Abstract:Task-oriented communication aims to extract and transmit task-relevant information to significantly reduce the communication overhead and transmission latency. However, the unpredictable distribution shifts between training and test data, including domain shift and semantic shift, can dramatically undermine the system performance. In order to tackle these challenges, it is crucial to ensure that the encoded features can generalize to domain-shifted data and detect semanticshifted data, while remaining compact for transmission. In this paper, we propose a novel approach based on the information bottleneck (IB) principle and invariant risk minimization (IRM) framework. The proposed method aims to extract compact and informative features that possess high capability for effective domain-shift generalization and accurate semantic-shift detection without any knowledge of the test data during training. Specifically, we propose an invariant feature encoding approach based on the IB principle and IRM framework for domainshift generalization, which aims to find the causal relationship between the input data and task result by minimizing the complexity and domain dependence of the encoded feature.

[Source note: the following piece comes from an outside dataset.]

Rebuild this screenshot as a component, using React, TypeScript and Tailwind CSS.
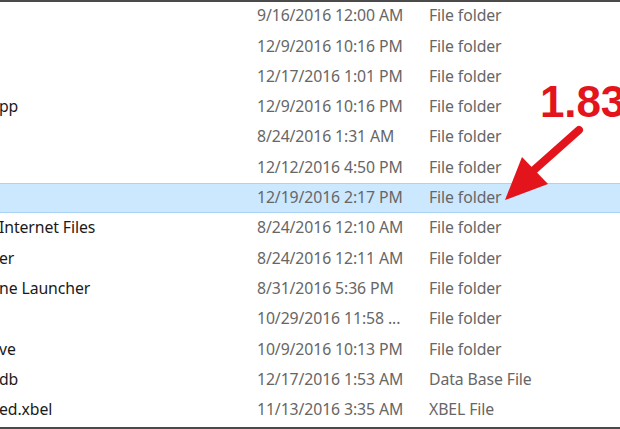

Furthermore, we enhance the task-oriented communication with the label-dependent feature encoding approach for semanticshift detection which achieves joint gains in IB optimization and detection performance. To avoid the intractable computation of the IB-based objective, we leverage variational approximation to derive a tractable upper bound for optimization. Extensive simulation results on image classification tasks demonstrate that the proposed scheme outperforms state-of-the-art approaches and achieves a better rate-distortion tradeoff.